Tradisi menulis saya tumbuh karena tuntutan kerja. Berkembang menjadi kebiasaan karena disemai banyaknya bacaan yang dikonsumsi. Saya bersyukur minat baca dipupuk terus Bapak lewat koran tanpa beliau sadari.

Di masa kuliah, saya tidak berlangganan koran karena tidak punya uang. Namun setiap hari Minggu saya sempatkan membeli Kompas dari uang sisa, sebagai upaya diverifikasi literasi. Jawa Pos masih menjadi bacaan harian di warung tongkrongan.

Dua tahun lalu saya berhenti berlangganan koran. Sejak putri saya masuk SD saya kembali berlangganan. Saya ingin menumbuhkan minat baca sejak dini melalui koran.

Buku dan internet, hal belakangan yang bisa kami sisipkan nanti seturut dia dewasa. Yang penting sekarang dia mulai ikut-ikut membaca, karena melihat orang tuanya lebih banyak membaca di rumah.

Masih kata Bre, koran saat ini memasuki ‘Senja Kala’ karena keberadaannya tergerus masifnya terjangan informasi internet. Bre meramalkan kedepan koran tidak akan pernah lagi menguasai keseluruhan bisnis informasi.

Koran akan berpindah jalur mengarap segmen pasar tertentu yang lebih sempit (niche market). Konsumen pasar ini lebih sedikit dan sempit karena bersifat spesifik. Meski begitu, jika digarap optimal, koran akan menemukan pembacanya yang paling setia dan loyal.

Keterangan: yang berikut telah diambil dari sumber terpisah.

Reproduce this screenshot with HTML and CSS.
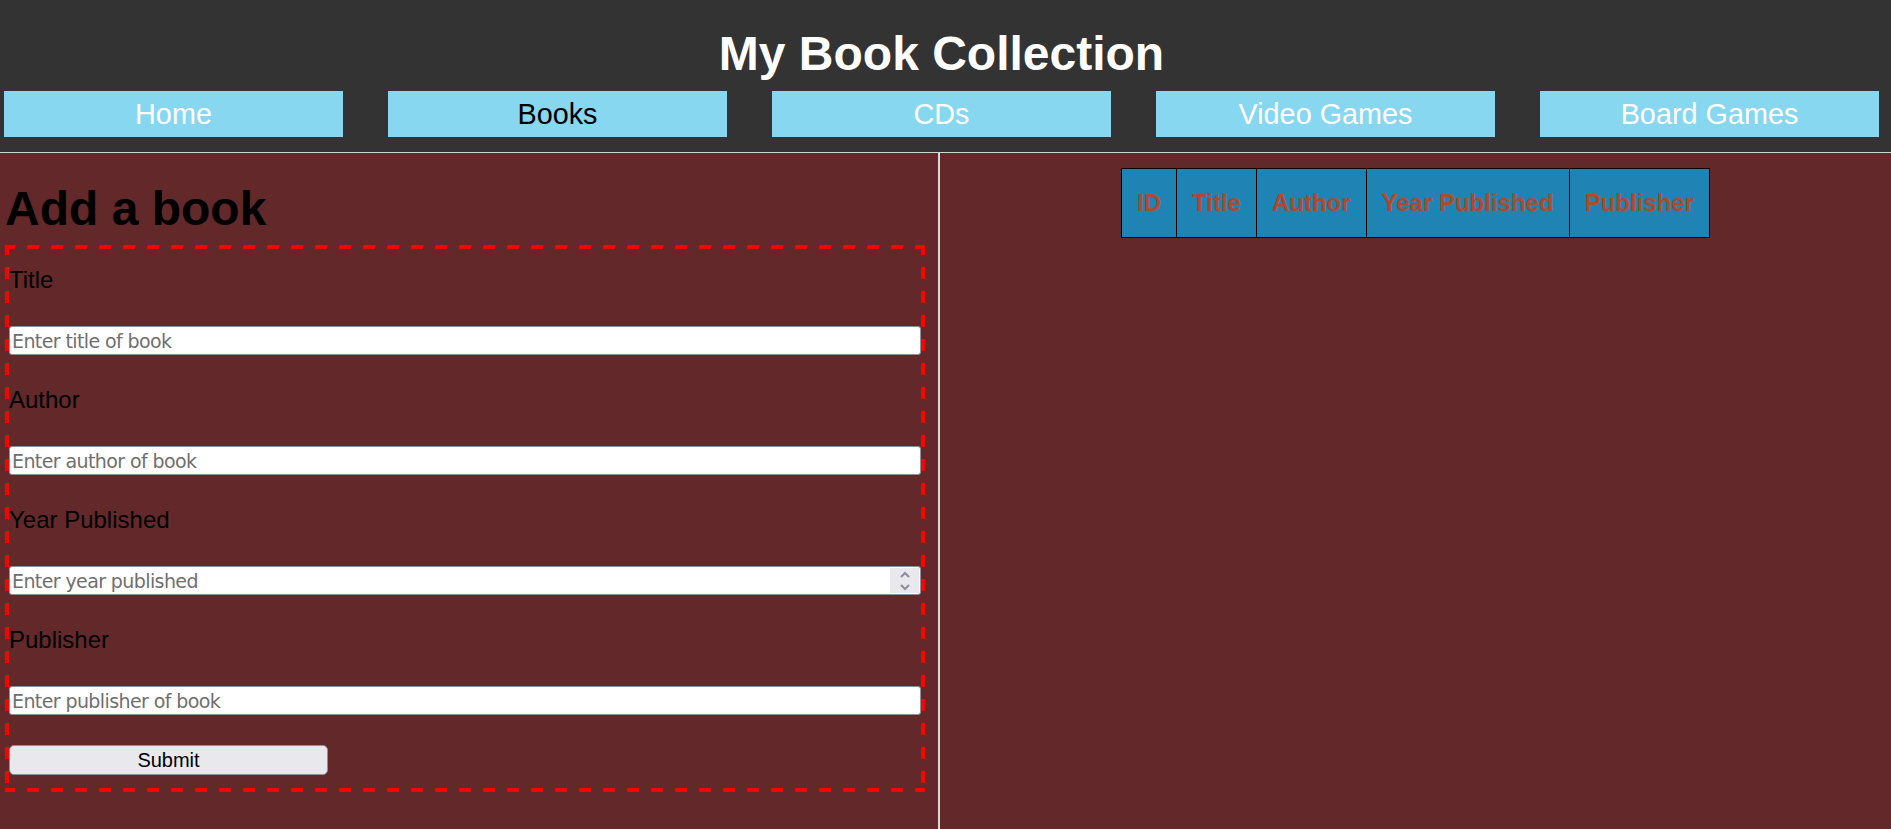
FILE: index.html
```html
<!DOCTYPE html>
<html lang="en">
<head>
<meta charset="utf-8">
<title>My Book Collection</title>
<link rel="stylesheet" href="styles.css">
</head>
<body>
<header class="site-header">
  <h1 class="site-title">My Book Collection</h1>
  <nav class="nav">
    <a class="nav-item" href="#">Home</a>
    <a class="nav-item active" href="#">Books</a>
    <a class="nav-item" href="#">CDs</a>
    <a class="nav-item" href="#">Video Games</a>
    <a class="nav-item" href="#">Board Games</a>
  </nav>
</header>
<main class="main">
  <section class="left">
    <h1 class="form-title">Add a book</h1>
    <form class="book-form">
      <label class="field-label" for="title">Title</label>
      <input class="field-input" id="title" type="text" placeholder="Enter title of book">
      <label class="field-label gap" for="author">Author</label>
      <input class="field-input" id="author" type="text" placeholder="Enter author of book">
      <label class="field-label gap" for="year">Year Published</label>
      <div class="num-wrap">
        <input class="field-input num" id="year" type="number" placeholder="Enter year published">
        <span class="spin">
          <svg width="12" height="22" viewBox="0 0 12 22"><path d="M2 7 L6 3 L10 7 M2 15 L6 19 L10 15" fill="none" stroke="#8f8f9d" stroke-width="2.2"/></svg>
        </span>
      </div>
      <label class="field-label gap" for="publisher">Publisher</label>
      <input class="field-input" id="publisher" type="text" placeholder="Enter publisher of book">
      <button class="submit" type="button">Submit</button>
    </form>
  </section>
  <section class="right">
    <table class="books">
      <thead>
        <tr>
          <th>ID</th>
          <th>Title</th>
          <th>Author</th>
          <th>Year Published</th>
          <th>Publisher</th>
        </tr>
      </thead>
    </table>
  </section>
</main>
</body>
</html>
```
FILE: styles.css
```css
html {
  background: #632829;
}
body {
  margin: 0;
  font-family: "Liberation Sans", Arial, sans-serif;
}
.site-header {
  background: #333333;
  padding: 26px 12px 15px 4px;
  border-bottom: 1px solid #d4d4d4;
}
.site-title {
  margin: 0;
  color: #ffffff;
  font-size: 48px;
  line-height: 55px;
  font-weight: bold;
  text-align: center;
}
.nav {
  display: flex;
  gap: 45px;
  margin-top: 10px;
}
.nav-item {
  flex: 1;
  display: block;
  height: 46px;
  line-height: 46px;
  background: #87d7f0;
  color: #ffffff;
  text-decoration: none;
  text-align: center;
  font-size: 28.8px;
}
.nav-item.active {
  color: #000000;
}
.main {
  display: flex;
  min-height: calc(100vh - 153px);
  background: #632829;
}
.left {
  width: 940px;
  box-sizing: border-box;
  padding-left: 5px;
  border-right: 2px solid #d9d9d9;
  flex-shrink: 0;
}
.form-title {
  margin: 28px 0 9px;
  font-size: 48px;
  line-height: 55px;
  font-weight: bold;
  color: #000000;
}
.book-form {
  width: 920px;
  box-sizing: border-box;
  padding: 21px 4px 17px;
  display: flex;
  flex-direction: column;
  margin-bottom: 30px;
  background:
    linear-gradient(to right, #ff0000 50%, transparent 50%) -2px 0 / 24px 4px repeat-x,
    linear-gradient(to right, #ff0000 50%, transparent 50%) -2px 100% / 24px 4px repeat-x,
    linear-gradient(to bottom, #ff0000 50%, transparent 50%) 0 -2px / 4px 24px repeat-y,
    linear-gradient(to bottom, #ff0000 50%, transparent 50%) 100% -2px / 4px 24px repeat-y;
}
.field-label {
  display: block;
  font-size: 24px;
  line-height: 28px;
  color: #000000;
}
.field-label.gap {
  margin-top: 31px;
}
.field-input {
  margin: 32px 0 0;
  height: 29px;
  box-sizing: border-box;
  border: 1px solid #8f8f9d;
  border-radius: 3px;
  background: #ffffff;
  padding: 0 2px;
  font-family: "DejaVu Sans", Verdana, sans-serif;
  font-size: 19px;
  letter-spacing: -0.6px;
  color: #000000;
  outline: none;
}
.field-input::placeholder {
  color: #6f6f6f;
}
.num-wrap {
  position: relative;
  display: flex;
  flex-direction: column;
}
.num {
  -moz-appearance: textfield;
}
.num::-webkit-inner-spin-button,
.num::-webkit-outer-spin-button {
  -webkit-appearance: none;
  margin: 0;
}
.spin {
  position: absolute;
  right: 2px;
  bottom: 2px;
  width: 29px;
  height: 25px;
  background: #e9e9ed;
  display: flex;
  align-items: center;
  justify-content: center;
}
.submit {
  align-self: flex-start;
  margin: 30px 0 0;
  width: 319px;
  height: 30px;
  box-sizing: border-box;
  background: #e9e9ed;
  border: 1px solid #8f8f9d;
  border-radius: 5px;
  font-family: "Liberation Sans", Arial, sans-serif;
  font-size: 20px;
  color: #000000;
  padding: 0;
}
.right {
  flex: 1;
}
.books {
  margin: 15px auto 0;
  border-collapse: collapse;
}
.books th {
  background: #1f84b3;
  border: 1px solid #000000;
  padding: 20px 15px;
  font-size: 24px;
  line-height: 28px;
  font-weight: bold;
  color: #b5482b;
}
```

Koran masih tetap ada karena sifat yang bisa dipercaya (kredibel).


Memasuki dunia menulis, diperlukan kedisiplinan karena berhubungan dengan tradisi literasi. Dari literasilah dunia tulis menulis bermula.

Tradisi literasi berhubungan dengan pengkondisian otak melalui kegiatan baca tulis. Beberapa ahli menyatakan, semakin banyak membaca semakin kreatif, semakin sensitif, dan bahkan semakin saling menghargai.

Banyak literasi yang menyatakan membaca adalah bentuk kebudayaan tertinggi manusia. Dari membacalah manusia memiliki kecerdasan yang melahirkan kemajuan peradaban.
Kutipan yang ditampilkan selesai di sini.